▸ **Directions**: Write out each line word for word. Drop pictures.
┌──
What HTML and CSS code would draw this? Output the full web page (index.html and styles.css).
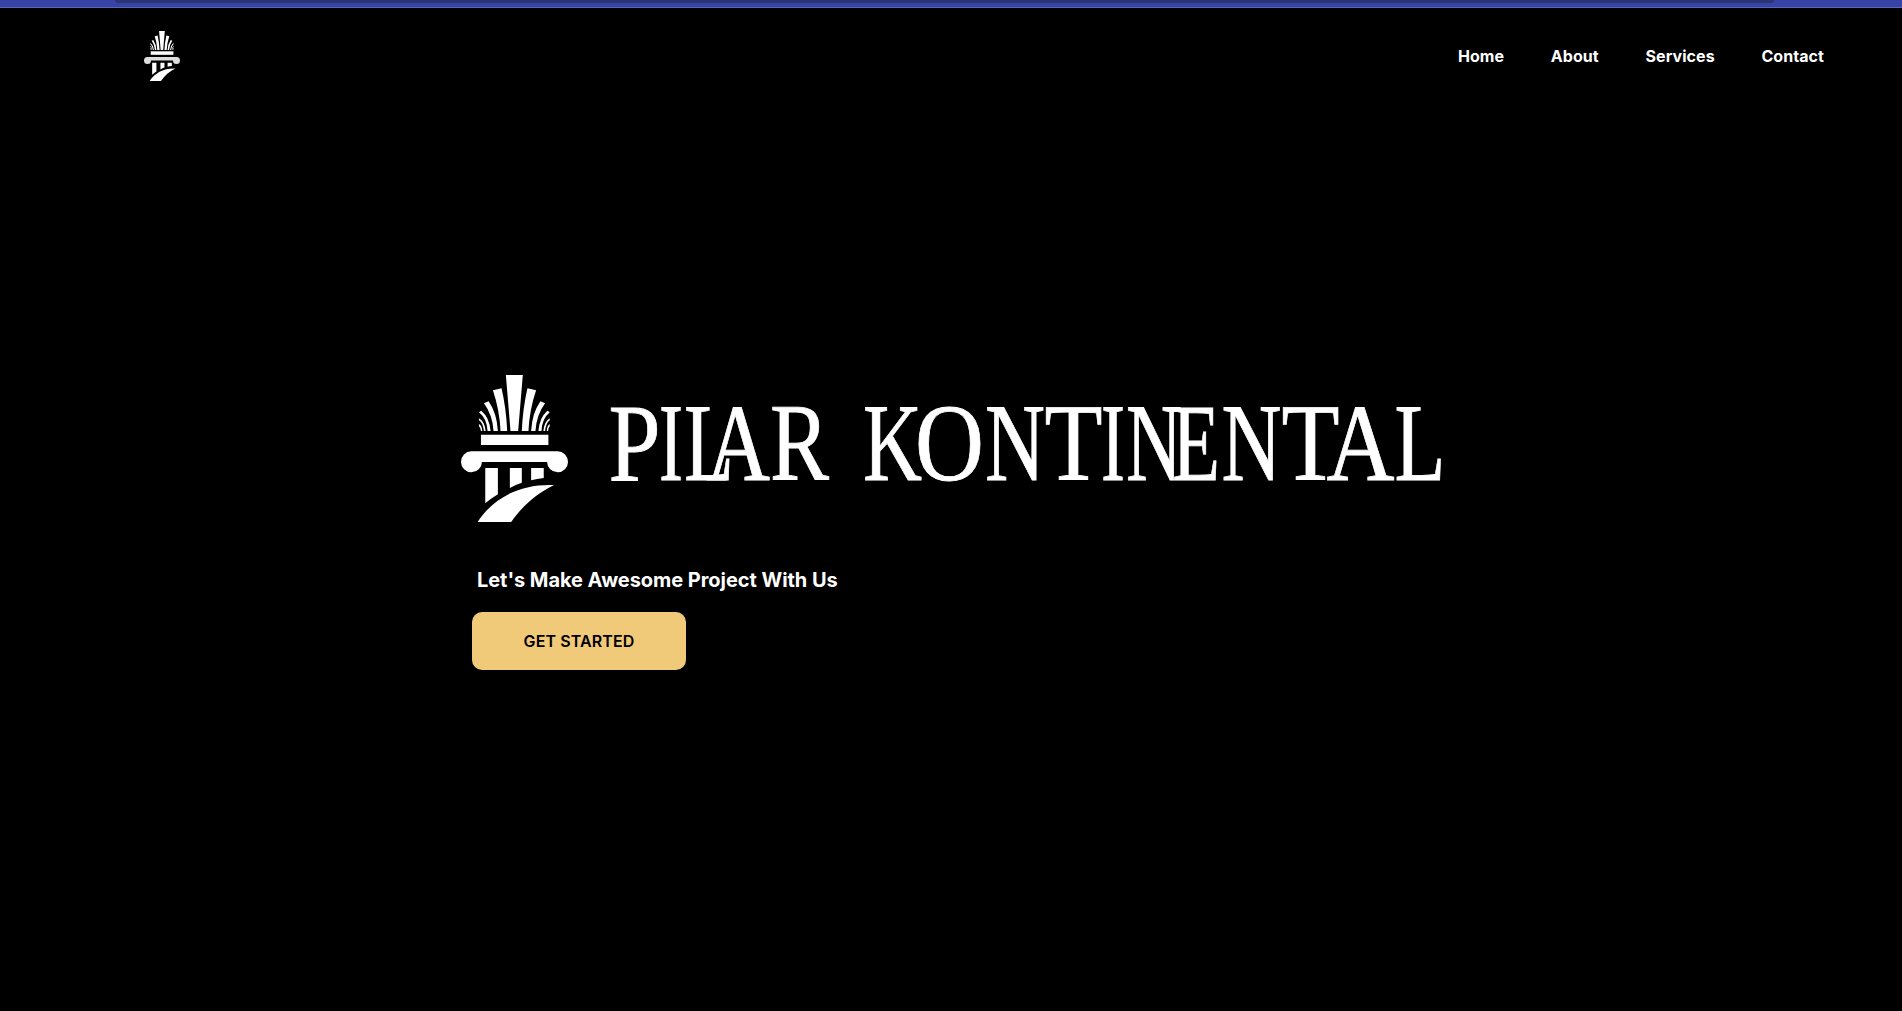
FILE: index.html
```html
<!DOCTYPE html>
<html lang="en">
<head>
<meta charset="utf-8">
<title>Pilar Kontinental</title>
<link rel="stylesheet" href="styles.css">
</head>
<body>
<div class="topbar"><div class="topbar-tab"></div></div>
<header class="header">
  <svg class="brand" viewBox="33 30 322 441" preserveAspectRatio="none" aria-label="Pilar Kontinental">
    <defs>
      <g id="pillar">
        <path d="M168 30H219L205 198H182Z"/>
        <path d="M129 76L155 70Q169 130 172 198H152Q149 135 129 76Z"/>
        <path d="M259 76L233 70Q219 130 216 198H236Q239 135 259 76Z"/>
        <path d="M102 115L116 109Q141 145 144 198H131Q128 150 102 115Z"/>
        <path d="M286 115L272 109Q247 145 244 198H257Q260 150 286 115Z"/>
        <path d="M87 142L94 137Q119 158 122 198H113Q111 161 87 142ZM87 160Q104 169 107 198H102Q99 173 87 166ZM87 177Q96 182 97 198H93Q92 187 87 184Z"/>
        <path d="M300 142L293 137Q269 158 266 198H275Q277 161 300 142ZM300 160Q284 169 281 198H286Q289 173 300 166ZM300 177Q292 182 291 198H295Q296 187 300 184Z"/>
        <path d="M93 209H296V240H93Z"/>
        <path class="capital" d="M64 259H324A31.500 31.500 0 1 1 292 291H96A31.500 31.500 0 1 1 64 259Z"/>
        <path d="M106 309H144V388Q124 400 106 415ZM180 309H216V353Q197 359 180 369ZM244 309H282V339Q262 341 244 346Z"/>
        <path d="M83 471C130 398 211 356 313 360C260 387 218 422 184 471Z"/>
      </g>
    </defs>
    <use href="#pillar"/>
  </svg>
  <nav class="nav">
    <a>Home</a><a>About</a><a>Services</a><a>Contact</a>
  </nav>
</header>
<main class="hero">
  <div class="lockup">
    <svg class="emblem" viewBox="33 30 322 441" preserveAspectRatio="none"><use href="#pillar"/></svg>
    <svg class="wordmark" viewBox="600 375 850 147" aria-label="Pilar Kontinental">
      <text y="479.500"><tspan x="608.500" textLength="52" lengthAdjust="spacingAndGlyphs">P</tspan><tspan x="659" textLength="24" lengthAdjust="spacingAndGlyphs">I</tspan><tspan x="684" textLength="50" lengthAdjust="spacingAndGlyphs">L</tspan><tspan x="706" textLength="64" lengthAdjust="spacingAndGlyphs">A</tspan><tspan x="770" textLength="59" lengthAdjust="spacingAndGlyphs">R</tspan></text>
      <text y="479.500"><tspan x="863" textLength="59" lengthAdjust="spacingAndGlyphs">K</tspan><tspan x="915" textLength="69" lengthAdjust="spacingAndGlyphs">O</tspan><tspan x="985" textLength="60" lengthAdjust="spacingAndGlyphs">N</tspan><tspan x="1044.500" textLength="58" lengthAdjust="spacingAndGlyphs">T</tspan><tspan x="1101" textLength="24" lengthAdjust="spacingAndGlyphs">I</tspan><tspan x="1126" textLength="56" lengthAdjust="spacingAndGlyphs">N</tspan><tspan x="1172" textLength="48" lengthAdjust="spacingAndGlyphs">E</tspan><tspan x="1221.500" textLength="60" lengthAdjust="spacingAndGlyphs">N</tspan><tspan x="1281.500" textLength="58" lengthAdjust="spacingAndGlyphs">T</tspan><tspan x="1326.500" textLength="68" lengthAdjust="spacingAndGlyphs">A</tspan><tspan x="1394.500" textLength="51" lengthAdjust="spacingAndGlyphs">L</tspan></text>
    </svg>
  </div>
  <p class="tagline">Let's Make Awesome Project With Us</p>
  <button class="cta">GET STARTED</button>
</main>
</body>
</html>
```
FILE: styles.css
```css
* { box-sizing: border-box; }
body {
  margin: 0;
  height: 1011px;
  overflow: hidden;
  background: #000;
  color: #fff;
  font-family: Inter, sans-serif;
}
.topbar {
  height: 8px;
  padding: 0 128px 0 115px;
  background: #3843a8;
  border-bottom: 1px solid #5c67b8;
}
.topbar-tab {
  height: 3px;
  background: #2d3476;
  border-radius: 0 0 10px 10px;
}
.header {
  display: flex;
  justify-content: space-between;
  align-items: center;
  height: 96px;
  padding: 0 78px 0 144px;
}
.brand { width: 36px; height: 50px; fill: #fff; --capital: #ddd; }
.capital { fill: var(--capital, #fff); }
.nav {
  display: flex;
  gap: 46.8px;
  font-size: 16px;
  font-weight: 700;
  letter-spacing: .06px;
}
.hero {
  display: flex;
  flex-direction: column;
  align-items: flex-start;
  padding: 271px 0 0 461px;
}
.lockup { display: flex; gap: 32px; height: 147px; }
.emblem { width: 107px; height: 147px; fill: #fff; }
.wordmark {
  width: 850px;
  height: 147px;
  overflow: visible;
  fill: #fff;
  stroke: #fff;
  stroke-width: .8px;
  font: 111px "Liberation Serif", serif;
}
.tagline {
  margin: 46px 0 0 16px;
  font-size: 20px;
  line-height: 24px;
  font-weight: 700;
  letter-spacing: -.05px;
}
.cta {
  width: 214px;
  height: 58px;
  margin: 20px 0 0 11px;
  padding: 0;
  border: 0;
  border-radius: 10px;
  background: #f0c979;
  color: #000;
  font: 600 16px Inter, sans-serif;
  letter-spacing: .1px;
}
```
└──
▸ **Full output**:
What HTML and CSS code would draw this? Output the full web page (index.html and styles.css).
FILE: index.html
```html
<!DOCTYPE html>
<html lang="en">
<head>
<meta charset="utf-8">
<title>Pilar Kontinental</title>
<link rel="stylesheet" href="styles.css">
</head>
<body>
<div class="topbar"><div class="topbar-tab"></div></div>
<header class="header">
  <svg class="brand" viewBox="33 30 322 441" preserveAspectRatio="none" aria-label="Pilar Kontinental">
    <defs>
      <g id="pillar">
        <path d="M168 30H219L205 198H182Z"/>
        <path d="M129 76L155 70Q169 130 172 198H152Q149 135 129 76Z"/>
        <path d="M259 76L233 70Q219 130 216 198H236Q239 135 259 76Z"/>
        <path d="M102 115L116 109Q141 145 144 198H131Q128 150 102 115Z"/>
        <path d="M286 115L272 109Q247 145 244 198H257Q260 150 286 115Z"/>
        <path d="M87 142L94 137Q119 158 122 198H113Q111 161 87 142ZM87 160Q104 169 107 198H102Q99 173 87 166ZM87 177Q96 182 97 198H93Q92 187 87 184Z"/>
        <path d="M300 142L293 137Q269 158 266 198H275Q277 161 300 142ZM300 160Q284 169 281 198H286Q289 173 300 166ZM300 177Q292 182 291 198H295Q296 187 300 184Z"/>
        <path d="M93 209H296V240H93Z"/>
        <path class="capital" d="M64 259H324A31.500 31.500 0 1 1 292 291H96A31.500 31.500 0 1 1 64 259Z"/>
        <path d="M106 309H144V388Q124 400 106 415ZM180 309H216V353Q197 359 180 369ZM244 309H282V339Q262 341 244 346Z"/>
        <path d="M83 471C130 398 211 356 313 360C260 387 218 422 184 471Z"/>
      </g>
    </defs>
    <use href="#pillar"/>
  </svg>
  <nav class="nav">
    <a>Home</a><a>About</a><a>Services</a><a>Contact</a>
  </nav>
</header>
<main class="hero">
  <div class="lockup">
    <svg class="emblem" viewBox="33 30 322 441" preserveAspectRatio="none"><use href="#pillar"/></svg>
    <svg class="wordmark" viewBox="600 375 850 147" aria-label="Pilar Kontinental">
      <text y="479.500"><tspan x="608.500" textLength="52" lengthAdjust="spacingAndGlyphs">P</tspan><tspan x="659" textLength="24" lengthAdjust="spacingAndGlyphs">I</tspan><tspan x="684" textLength="50" lengthAdjust="spacingAndGlyphs">L</tspan><tspan x="706" textLength="64" lengthAdjust="spacingAndGlyphs">A</tspan><tspan x="770" textLength="59" lengthAdjust="spacingAndGlyphs">R</tspan></text>
      <text y="479.500"><tspan x="863" textLength="59" lengthAdjust="spacingAndGlyphs">K</tspan><tspan x="915" textLength="69" lengthAdjust="spacingAndGlyphs">O</tspan><tspan x="985" textLength="60" lengthAdjust="spacingAndGlyphs">N</tspan><tspan x="1044.500" textLength="58" lengthAdjust="spacingAndGlyphs">T</tspan><tspan x="1101" textLength="24" lengthAdjust="spacingAndGlyphs">I</tspan><tspan x="1126" textLength="56" lengthAdjust="spacingAndGlyphs">N</tspan><tspan x="1172" textLength="48" lengthAdjust="spacingAndGlyphs">E</tspan><tspan x="1221.500" textLength="60" lengthAdjust="spacingAndGlyphs">N</tspan><tspan x="1281.500" textLength="58" lengthAdjust="spacingAndGlyphs">T</tspan><tspan x="1326.500" textLength="68" lengthAdjust="spacingAndGlyphs">A</tspan><tspan x="1394.500" textLength="51" lengthAdjust="spacingAndGlyphs">L</tspan></text>
    </svg>
  </div>
  <p class="tagline">Let's Make Awesome Project With Us</p>
  <button class="cta">GET STARTED</button>
</main>
</body>
</html>
```
FILE: styles.css
```css
* { box-sizing: border-box; }
body {
  margin: 0;
  height: 1011px;
  overflow: hidden;
  background: #000;
  color: #fff;
  font-family: Inter, sans-serif;
}
.topbar {
  height: 8px;
  padding: 0 128px 0 115px;
  background: #3843a8;
  border-bottom: 1px solid #5c67b8;
}
.topbar-tab {
  height: 3px;
  background: #2d3476;
  border-radius: 0 0 10px 10px;
}
.header {
  display: flex;
  justify-content: space-between;
  align-items: center;
  height: 96px;
  padding: 0 78px 0 144px;
}
.brand { width: 36px; height: 50px; fill: #fff; --capital: #ddd; }
.capital { fill: var(--capital, #fff); }
.nav {
  display: flex;
  gap: 46.8px;
  font-size: 16px;
  font-weight: 700;
  letter-spacing: .06px;
}
.hero {
  display: flex;
  flex-direction: column;
  align-items: flex-start;
  padding: 271px 0 0 461px;
}
.lockup { display: flex; gap: 32px; height: 147px; }
.emblem { width: 107px; height: 147px; fill: #fff; }
.wordmark {
  width: 850px;
  height: 147px;
  overflow: visible;
  fill: #fff;
  stroke: #fff;
  stroke-width: .8px;
  font: 111px "Liberation Serif", serif;
}
.tagline {
  margin: 46px 0 0 16px;
  font-size: 20px;
  line-height: 24px;
  font-weight: 700;
  letter-spacing: -.05px;
}
.cta {
  width: 214px;
  height: 58px;
  margin: 20px 0 0 11px;
  padding: 0;
  border: 0;
  border-radius: 10px;
  background: #f0c979;
  color: #000;
  font: 600 16px Inter, sans-serif;
  letter-spacing: .1px;
}
```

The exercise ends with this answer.